RECORDED INFORMATION start

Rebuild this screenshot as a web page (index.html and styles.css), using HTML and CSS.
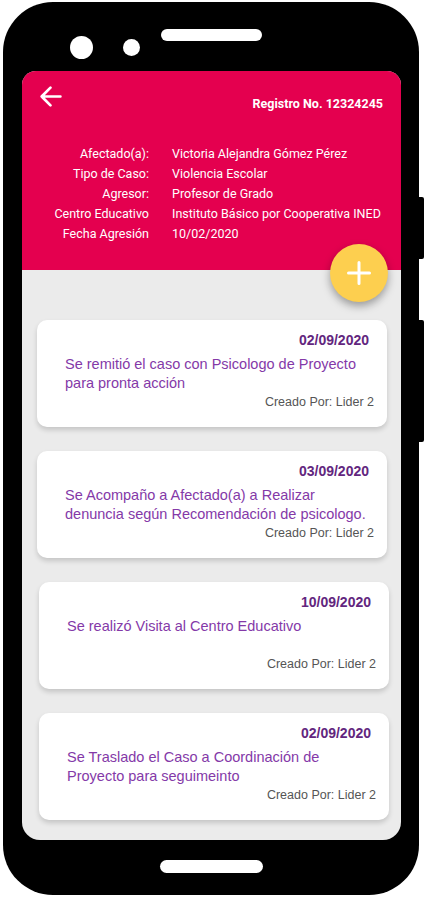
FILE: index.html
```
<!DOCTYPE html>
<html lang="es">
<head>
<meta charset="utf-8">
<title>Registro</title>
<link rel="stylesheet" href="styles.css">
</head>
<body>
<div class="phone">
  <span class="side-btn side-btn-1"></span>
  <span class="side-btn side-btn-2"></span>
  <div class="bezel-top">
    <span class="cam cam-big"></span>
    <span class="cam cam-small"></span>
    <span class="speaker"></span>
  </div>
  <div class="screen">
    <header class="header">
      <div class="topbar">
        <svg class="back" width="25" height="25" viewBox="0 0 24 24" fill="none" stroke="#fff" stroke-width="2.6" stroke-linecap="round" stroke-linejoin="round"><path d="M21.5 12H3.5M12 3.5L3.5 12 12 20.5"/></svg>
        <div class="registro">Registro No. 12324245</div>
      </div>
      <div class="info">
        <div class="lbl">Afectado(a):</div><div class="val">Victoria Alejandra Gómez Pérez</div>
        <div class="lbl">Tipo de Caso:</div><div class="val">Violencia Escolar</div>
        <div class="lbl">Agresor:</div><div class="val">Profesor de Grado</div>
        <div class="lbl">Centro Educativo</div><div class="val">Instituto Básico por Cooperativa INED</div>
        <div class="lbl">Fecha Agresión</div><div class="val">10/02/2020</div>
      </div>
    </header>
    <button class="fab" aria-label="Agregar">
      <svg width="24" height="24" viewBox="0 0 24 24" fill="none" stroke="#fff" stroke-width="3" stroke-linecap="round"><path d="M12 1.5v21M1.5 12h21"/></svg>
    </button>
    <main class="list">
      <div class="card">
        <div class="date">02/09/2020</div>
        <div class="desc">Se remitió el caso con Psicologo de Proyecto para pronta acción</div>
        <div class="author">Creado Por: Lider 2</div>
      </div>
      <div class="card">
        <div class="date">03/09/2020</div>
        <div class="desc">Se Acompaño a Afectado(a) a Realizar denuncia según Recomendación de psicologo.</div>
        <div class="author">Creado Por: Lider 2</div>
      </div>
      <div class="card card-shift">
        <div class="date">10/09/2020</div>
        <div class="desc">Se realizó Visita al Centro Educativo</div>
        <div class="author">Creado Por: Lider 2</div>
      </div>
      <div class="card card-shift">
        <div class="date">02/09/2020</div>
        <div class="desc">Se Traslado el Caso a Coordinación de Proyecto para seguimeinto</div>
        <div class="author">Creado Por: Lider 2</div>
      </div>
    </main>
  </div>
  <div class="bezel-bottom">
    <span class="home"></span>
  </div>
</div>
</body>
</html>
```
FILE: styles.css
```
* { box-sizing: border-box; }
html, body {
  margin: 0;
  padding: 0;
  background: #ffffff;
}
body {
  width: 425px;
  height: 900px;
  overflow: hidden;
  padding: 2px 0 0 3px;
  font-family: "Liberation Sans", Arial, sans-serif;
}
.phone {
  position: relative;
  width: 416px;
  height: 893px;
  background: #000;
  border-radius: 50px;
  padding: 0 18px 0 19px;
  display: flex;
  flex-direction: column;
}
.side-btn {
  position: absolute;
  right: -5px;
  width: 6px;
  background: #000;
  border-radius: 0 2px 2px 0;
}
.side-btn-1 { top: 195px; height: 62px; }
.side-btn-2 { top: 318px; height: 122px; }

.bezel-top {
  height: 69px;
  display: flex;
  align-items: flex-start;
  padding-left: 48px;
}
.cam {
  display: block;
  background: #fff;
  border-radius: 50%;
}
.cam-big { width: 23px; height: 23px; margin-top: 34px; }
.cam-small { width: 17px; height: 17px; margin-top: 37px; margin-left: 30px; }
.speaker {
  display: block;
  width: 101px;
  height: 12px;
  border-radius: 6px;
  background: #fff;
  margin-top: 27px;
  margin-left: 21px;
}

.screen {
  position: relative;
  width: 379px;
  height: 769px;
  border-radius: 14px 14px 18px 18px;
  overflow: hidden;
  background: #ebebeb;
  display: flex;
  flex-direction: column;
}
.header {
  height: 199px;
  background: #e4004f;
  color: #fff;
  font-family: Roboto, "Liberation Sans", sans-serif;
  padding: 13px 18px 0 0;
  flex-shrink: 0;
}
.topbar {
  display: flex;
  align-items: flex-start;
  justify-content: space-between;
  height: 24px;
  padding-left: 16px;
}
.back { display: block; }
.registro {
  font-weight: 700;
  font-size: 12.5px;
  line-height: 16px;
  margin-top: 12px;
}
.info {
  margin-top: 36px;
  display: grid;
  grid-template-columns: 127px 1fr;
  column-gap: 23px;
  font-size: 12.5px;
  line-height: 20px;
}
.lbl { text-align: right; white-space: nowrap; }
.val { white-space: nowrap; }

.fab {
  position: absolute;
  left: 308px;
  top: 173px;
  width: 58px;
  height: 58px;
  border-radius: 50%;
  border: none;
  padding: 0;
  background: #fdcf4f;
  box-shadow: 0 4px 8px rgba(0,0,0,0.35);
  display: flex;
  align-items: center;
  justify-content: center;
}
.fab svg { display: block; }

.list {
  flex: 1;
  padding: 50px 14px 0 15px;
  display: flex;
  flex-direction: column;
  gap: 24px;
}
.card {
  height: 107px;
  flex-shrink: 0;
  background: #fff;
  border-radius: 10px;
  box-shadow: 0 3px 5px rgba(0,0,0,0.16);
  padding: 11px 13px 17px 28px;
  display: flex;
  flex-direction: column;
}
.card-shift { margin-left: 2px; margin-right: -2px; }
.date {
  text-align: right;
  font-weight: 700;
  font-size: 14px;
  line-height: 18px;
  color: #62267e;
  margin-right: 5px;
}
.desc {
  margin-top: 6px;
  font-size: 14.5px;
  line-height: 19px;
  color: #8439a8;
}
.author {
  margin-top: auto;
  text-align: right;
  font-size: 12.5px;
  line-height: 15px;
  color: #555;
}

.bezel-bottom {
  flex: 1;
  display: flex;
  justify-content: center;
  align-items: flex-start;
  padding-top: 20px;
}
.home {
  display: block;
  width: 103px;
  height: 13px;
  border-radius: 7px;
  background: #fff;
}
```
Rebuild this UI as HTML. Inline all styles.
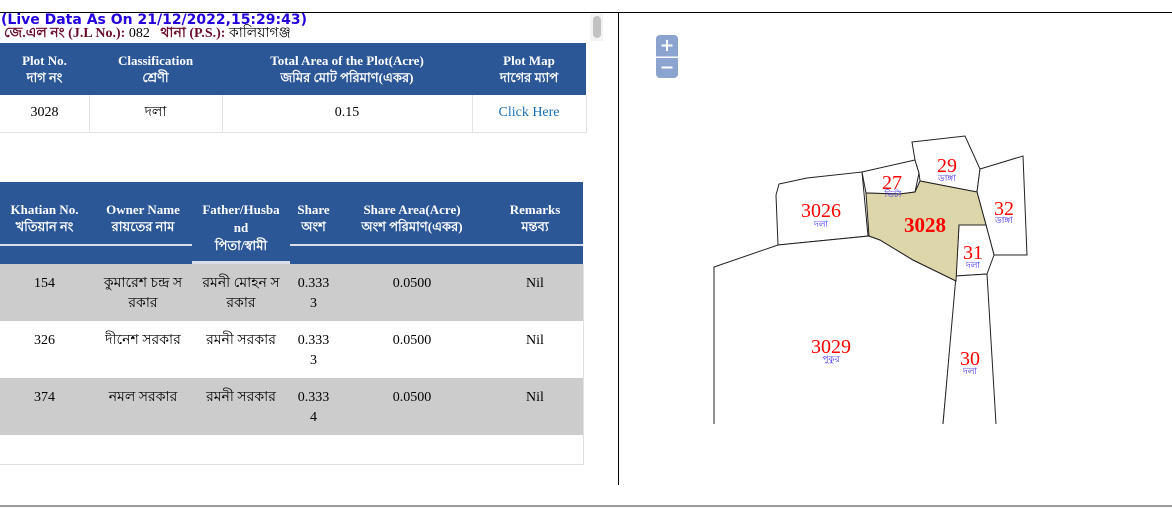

RECORDED INFORMATION end

→ EXERCISE DESCRIPTION
All lines above containing the string "this" are to be collected.

→ WRITTEN RESPONSE
Rebuild this screenshot as a web page (index.html and styles.css), using HTML and CSS.
Rebuild this UI as HTML. Inline all styles.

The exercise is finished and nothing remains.